Her insan sorumluluk sahibi olduğunu bilmeli ve kendi adına başkalarının ne yazmasını nede konuşmasını beklememelidir. İnsan sadece kendisi için yaşamıyor ve sadece kendine fayda sağlasın diye ilim sahibi olmuyor. Yaşamım boyunca hep bu düşünde doğrultusunda hareket ettim ve bir konuştuğunuzun ya da yazdığınızın, mutlaka bir başka insana fayda sağmasına yönelik içeriğe sahip olmasına dikkat ettim. Sorgulama yapmak, kendini aramak, keşfetme yolunda çabalamak için, ayna vazifesi görecek içeriklerin yazılarımda olması sorumluluğunu taşıyorum diye düşünüyorum.

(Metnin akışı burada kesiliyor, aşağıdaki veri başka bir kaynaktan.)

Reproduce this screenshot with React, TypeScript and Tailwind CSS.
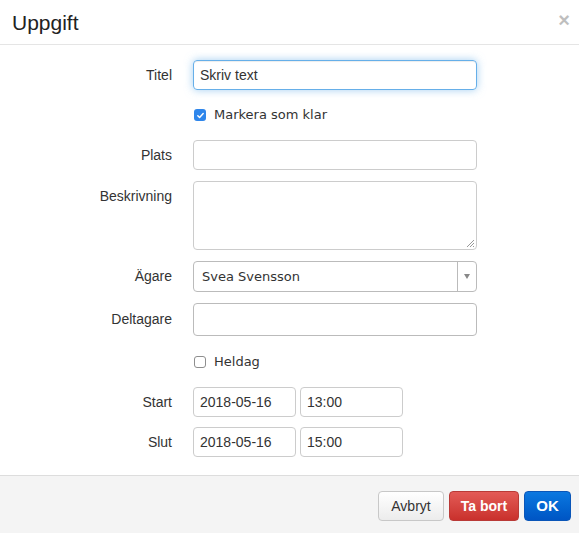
import React from "react";

const font = { fontFamily: '"Liberation Sans", Arial, sans-serif' };
const lucida = { fontFamily: '"DejaVu Sans", sans-serif', fontSize: 13 };

function Check({ on }: { on: boolean }) {
  if (on) {
    return (
      <span className="flex h-[12px] w-[12px] items-center justify-center rounded-[3px] bg-[#2f86eb]">
        <svg width="9" height="9" viewBox="0 0 10 10" fill="none">
          <path d="M2 5.2l2 2L8 2.8" stroke="#fff" strokeWidth="1.6" strokeLinecap="round" strokeLinejoin="round" />
        </svg>
      </span>
    );
  }
  return <span className="block h-[12px] w-[12px] rounded-[3px] border border-[#8e8e8e] bg-white" />;
}

function Row({ label, children, top }: { label?: string; children: React.ReactNode; top?: boolean }) {
  return (
    <div className={`flex gap-[21px] ${top ? "items-start" : "items-center"}`}>
      <div className={`w-[172px] shrink-0 text-right text-[14px] text-[#333] ${top ? "pt-[5px]" : ""}`}>{label}</div>
      {children}
    </div>
  );
}

export default function App() {
  return (
    <div className="h-[533px] w-[579px] bg-white text-[#333]" style={font}>
      {/* Header */}
      <div className="flex h-[45px] items-center justify-between border-b border-[#e5e5e5] pl-[12px] pr-[9px]">
        <h4 className="text-[21px] leading-none text-[#222]">Uppgift</h4>
        <span className="pb-[4px] text-[20px] font-bold leading-none text-black opacity-25">×</span>
      </div>

      {/* Body */}
      <div className="flex h-[430px] flex-col pt-[15px]">
        <Row label="Titel">
          <div className="flex h-[30px] w-[284px] items-center rounded-[4px] border border-[#66afe9] px-[6px] text-[14px] text-[#333] shadow-[inset_0_1px_1px_rgba(0,0,0,0.075),0_0_8px_rgba(102,175,233,0.6)]">
            Skriv text
          </div>
        </Row>

        <Row>
          <div className="mt-[10px] flex h-[30px] items-center gap-[8px] pl-[1px]">
            <Check on />
            <span className="text-[#333]" style={lucida}>
              Markera som klar
            </span>
          </div>
        </Row>

        <div className="mt-[10px]">
          <Row label="Plats">
            <div className="h-[30px] w-[284px] rounded-[4px] border border-[#ccc]" />
          </Row>
        </div>

        <div className="mt-[11px]">
          <Row label="Beskrivning" top>
            <div className="relative h-[69px] w-[284px] rounded-[4px] border border-[#ccc]">
              <svg className="absolute bottom-[1px] right-[1px]" width="9" height="9" viewBox="0 0 9 9">
                <path d="M8 1L1 8M8 4L4 8M8 7L7 8" stroke="#999" strokeWidth="1" />
              </svg>
            </div>
          </Row>
        </div>

        <div className="mt-[11px]">
          <Row label="Ägare">
            <div className="flex h-[31px] w-[284px] items-center rounded-[4px] border border-[#bbb]">
              <span className="flex-1 pl-[8px] text-[#333]" style={lucida}>
                Svea Svensson
              </span>
              <span className="flex h-full w-[19px] items-center justify-center border-l border-[#bbb]">
                <svg width="6" height="5" viewBox="0 0 6 5">
                  <path d="M0 0h6L3 5z" fill="#888" />
                </svg>
              </span>
            </div>
          </Row>
        </div>

        <div className="mt-[11px]">
          <Row label="Deltagare">
            <div className="h-[33px] w-[284px] rounded-[4px] border border-[#bbb]" />
          </Row>
        </div>

        <Row>
          <div className="mt-[11px] flex h-[30px] items-center gap-[8px] pl-[1px]">
            <Check on={false} />
            <span className="text-[#333]" style={lucida}>
              Heldag
            </span>
          </div>
        </Row>

        <div className="mt-[10px]">
          <Row label="Start">
            <div className="flex gap-[4px]">
              <div className="flex h-[30px] w-[103px] items-center rounded-[4px] border border-[#ccc] px-[6px] text-[14px]">2018-05-16</div>
              <div className="flex h-[30px] w-[103px] items-center rounded-[4px] border border-[#ccc] px-[6px] text-[14px]">13:00</div>
            </div>
          </Row>
        </div>

        <div className="mt-[10px]">
          <Row label="Slut">
            <div className="flex gap-[4px]">
              <div className="flex h-[30px] w-[103px] items-center rounded-[4px] border border-[#ccc] px-[6px] text-[14px]">2018-05-16</div>
              <div className="flex h-[30px] w-[103px] items-center rounded-[4px] border border-[#ccc] px-[6px] text-[14px]">15:00</div>
            </div>
          </Row>
        </div>
      </div>

      {/* Footer */}
      <div className="flex h-[58px] items-start justify-end gap-[5px] border-t border-[#ddd] bg-[#f4f4f4] pr-[8px] pt-[15px]">
        <button className="h-[30px] w-[66px] rounded-[4px] border border-[#c8c8c8] bg-gradient-to-b from-white to-[#ececec] text-[14px] text-[#333]">
          Avbryt
        </button>
        <button className="h-[30px] w-[70px] rounded-[4px] border border-[#b93a37] bg-gradient-to-b from-[#e35a56] to-[#c9302c] text-[14px] font-bold text-white">
          Ta bort
        </button>
        <button className="h-[30px] w-[47px] rounded-[4px] border border-[#0a56b8] bg-gradient-to-b from-[#0c78e0] to-[#0055c4] text-[15px] font-bold text-white">
          OK
        </button>
      </div>
    </div>
  );
}
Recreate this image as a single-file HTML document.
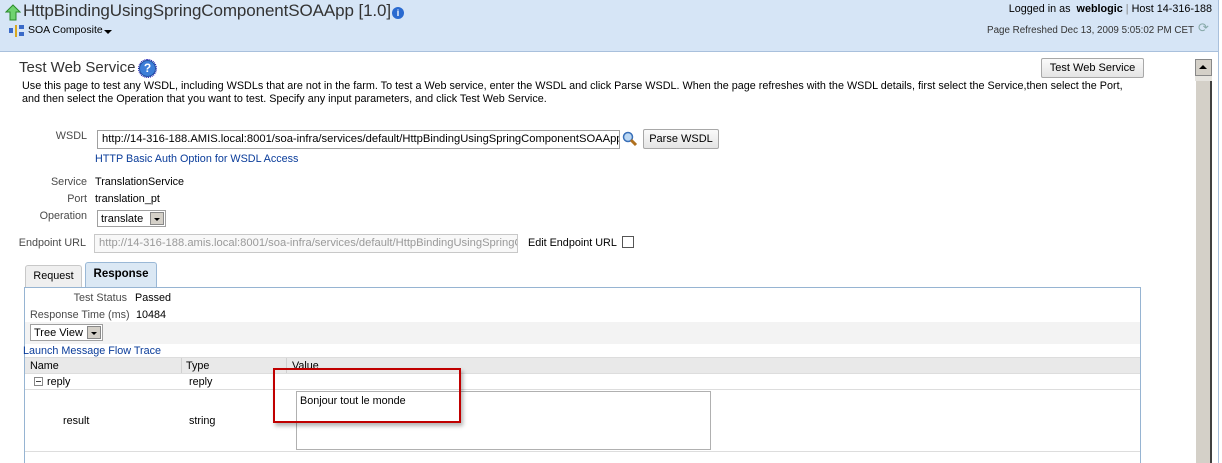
<!DOCTYPE html>
<html><head><style>
*{margin:0;padding:0;box-sizing:border-box}
body{width:1222px;height:463px;overflow:hidden;background:#fff;font-family:"Liberation Sans","DejaVu Sans",sans-serif;font-size:10.8px;color:#000;position:relative}
.a{position:absolute;white-space:nowrap}
.lbl{color:#4a4a4a;text-align:right}
.lnk{color:#0a3c9a}
.inp{position:absolute;border:1px solid #a0a0a0;background:#fff;height:19px;padding:2px 4px;overflow:hidden;white-space:nowrap;font-size:11.2px}
.btn{position:absolute;border:1px solid #a8a8a8;background:linear-gradient(#fafafa,#e4e4e4);text-align:center;font-size:11px;line-height:18px;border-radius:2px}
.sel{position:absolute;border:1px solid #a0a0a0;background:#fff;height:17px;padding:1px 3px;font-size:11px}
.sel i{position:absolute;right:1px;top:1px;width:14px;height:13px;background:#d4d0c8;border:1px solid #888;}
.sel i:after{content:"";position:absolute;left:3px;top:5px;border:3px solid transparent;border-top:3px solid #000;border-bottom:0}
</style></head><body>
<div class="a" style="left:0;top:0;width:1219px;height:52px;background:#d6e5f6;border-bottom:1px solid #a9c0dc"></div>
<div class="a" style="left:1218px;top:0;width:1px;height:463px;background:#a9c0dc"></div>
<svg class="a" style="left:5px;top:4px" width="16" height="18" viewBox="0 0 16 18"><path d="M8 1 L15 8 L11 8 L11 16 L5 16 L5 8 L1 8 Z" fill="#6fd36f" stroke="#2a8a2a" stroke-width="1"/></svg>
<div class="a" style="left:23px;top:1px;font-size:17px;color:#333;letter-spacing:-0.1px">HttpBindingUsingSpringComponentSOAApp [1.0]</div>
<div class="a" style="left:392px;top:7px;width:12px;height:12px;border-radius:50%;background:#2a6ad0;color:#fff;font-size:9px;font-weight:bold;text-align:center;line-height:12px">i</div>
<svg class="a" style="left:9px;top:25px" width="16" height="12"><rect x="0" y="3" width="4" height="5" fill="#3a6ac8"/><rect x="6" y="0" width="2" height="12" fill="#d8a820"/><rect x="10" y="0" width="5" height="4" fill="#3a6ac8"/><rect x="10" y="7" width="5" height="4" fill="#3a6ac8"/></svg>
<div class="a" style="left:28px;top:24px;font-size:10.5px">SOA Composite</div>
<div class="a" style="left:104px;top:30px;border:4px solid transparent;border-top:4px solid #000;border-bottom:0"></div>
<div class="a" style="right:10px;top:3px;font-size:10.8px">Logged in as &nbsp;<b>weblogic</b><span style="color:#888"> | </span>Host 14-316-188</div>
<div class="a" style="right:28px;top:25px;font-size:9.8px;color:#333">Page Refreshed Dec 13, 2009 5:05:02 PM CET</div>
<div class="a" style="left:1198px;top:20px;color:#8aa;font-size:13px">⟳</div>

<div class="a" style="left:19px;top:59px;font-size:15px;color:#333">Test Web Service</div>
<div class="a" style="left:139px;top:60px;width:17px;height:17px;border-radius:50%;background:#3d7ed8;border:1px solid #1e4fa0;color:#fff;font-weight:bold;font-size:12px;text-align:center;line-height:15px;outline:1px dotted #00a">?</div>
<div class="btn" style="left:1041px;top:58px;width:103px;height:20px">Test Web Service</div>
<div class="a" style="left:22px;top:80px;line-height:13px;font-size:10.8px">Use this page to test any WSDL, including WSDLs that are not in the farm. To test a Web service, enter the WSDL and click Parse WSDL. When the page refreshes with the WSDL details, first select the Service,then select the Port,<br>and then select the Operation that you want to test. Specify any input parameters, and click Test Web Service.</div>

<div class="a" style="left:1195px;top:59px;width:17px;height:17px;background:#d4d0c8;border:1px solid #888"></div>
<div class="a" style="left:1199px;top:65px;border:4px solid transparent;border-bottom:4px solid #000;border-top:0"></div>
<div class="a" style="left:1195px;top:76px;width:17px;height:5px;background:#e6e4df"></div>
<div class="a" style="left:1195px;top:81px;width:17px;height:382px;background:#d4d0c8;border-left:1px solid #fff;border-right:2px solid #404040"></div>

<div class="a lbl" style="left:40px;top:130px;width:47px">WSDL</div>
<div class="inp" style="left:97px;top:130px;width:523px">http://14-316-188.AMIS.local:8001/soa-infra/services/default/HttpBindingUsingSpringComponentSOAApp/T</div>
<svg class="a" style="left:622px;top:131px" width="16" height="16"><circle cx="6" cy="6" r="4.5" fill="#bcd8f4" stroke="#3a70b8" stroke-width="1.5"/><path d="M9 9 L14 14" stroke="#b0701e" stroke-width="3"/></svg>
<div class="btn" style="left:643px;top:129px;width:76px;height:20px">Parse WSDL</div>
<div class="a lnk" style="left:95px;top:153px">HTTP Basic Auth Option for WSDL Access</div>
<div class="a lbl" style="left:30px;top:176px;width:57px">Service</div>
<div class="a" style="left:95px;top:176px">TranslationService</div>
<div class="a lbl" style="left:30px;top:193px;width:57px">Port</div>
<div class="a" style="left:95px;top:193px">translation_pt</div>
<div class="a lbl" style="left:20px;top:210px;width:67px">Operation</div>
<div class="sel" style="left:97px;top:210px;width:69px;padding-top:2px">translate<i></i></div>
<div class="a lbl" style="left:10px;top:237px;width:76px">Endpoint URL</div>
<div class="inp" style="left:94px;top:234px;width:424px;color:#999;background:#f8f8f8;border-color:#c8c8c8">http://14-316-188.amis.local:8001/soa-infra/services/default/HttpBindingUsingSpringC</div>
<div class="a" style="left:528px;top:237px">Edit Endpoint URL</div>
<div class="a" style="left:622px;top:236px;width:12px;height:12px;border:1px solid #555;background:#fff"></div>

<div class="a" style="left:25px;top:265px;width:57px;height:23px;background:#efefef;border:1px solid #c8c8c8;border-bottom:0;border-radius:3px 3px 0 0;text-align:center;line-height:19px;padding-top:1px">Request</div>
<div class="a" style="left:85px;top:262px;width:72px;height:26px;background:#dbe8f4;border:1px solid #9ab8d6;border-bottom:0;border-radius:3px 3px 0 0;text-align:center;line-height:22px;font-weight:bold;font-size:11.5px">Response</div>
<div class="a" style="left:24px;top:287px;width:1117px;height:176px;border:1px solid #96b4d2;border-bottom:0;background:#fff"></div>
<div class="a lbl" style="left:30px;top:292px;width:97px">Test Status</div>
<div class="a" style="left:135px;top:292px">Passed</div>
<div class="a lbl" style="left:30px;top:309px;width:97px">Response Time (ms)</div>
<div class="a" style="left:136px;top:309px">10484</div>
<div class="a" style="left:25px;top:322px;width:1115px;height:22px;background:#f3f3f3"></div>
<div class="sel" style="left:30px;top:324px;width:73px;padding-top:2px">Tree View<i></i></div>
<div class="a lnk" style="left:23px;top:345px">Launch Message Flow Trace</div>
<div class="a" style="left:25px;top:357px;width:1115px;height:17px;background:#e9e9e9;border-top:1px solid #ddd;border-bottom:1px solid #ddd"></div>
<div class="a" style="left:181px;top:358px;width:1px;height:15px;background:#d0d0d0"></div>
<div class="a" style="left:286px;top:358px;width:1px;height:15px;background:#d0d0d0"></div>
<div class="a" style="left:30px;top:360px">Name</div>
<div class="a" style="left:186px;top:360px">Type</div>
<div class="a" style="left:292px;top:360px">Value</div>
<div class="a" style="left:34px;top:377px;width:9px;height:9px;border:1px solid #888;background:#fff"></div>
<div class="a" style="left:36px;top:381px;width:5px;height:1px;background:#444"></div>
<div class="a" style="left:47px;top:376px">reply</div>
<div class="a" style="left:189px;top:376px">reply</div>
<div class="a" style="left:25px;top:389px;width:1115px;height:1px;background:#ddd"></div>
<div class="a" style="left:63px;top:415px">result</div>
<div class="a" style="left:189px;top:415px">string</div>
<div class="a" style="left:296px;top:391px;width:415px;height:59px;border:1px solid #b0b0b0"></div>
<div class="a" style="left:300px;top:395px">Bonjour tout le monde</div>
<div class="a" style="left:25px;top:451px;width:1115px;height:1px;background:#ddd"></div>
<div class="a" style="left:273px;top:368px;width:188px;height:55px;border:2px solid #c00000;box-shadow:2px 3px 4px rgba(0,0,0,.3)"></div>
</body></html>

Yazdığımız yazıları bugüne kadar olduğu gibi beğenenler olduğu gibi beğenmeyenlerde mutlaka olacaktır. Eleştiri yapanların yanı sıra öneride bulunanlarda olacaktır. Her düşünceye saygı duyuyorum ve sizlerden gelecek bildirimler ile kendimi gözden geçirme ya da yazdığım bir yanlışı düzeltme fırsatı da bulabiliyorum. Bu nedenle yazılarıma yapılacak eleştiri ve önerilerinizi bana yazmanızı istiyorum.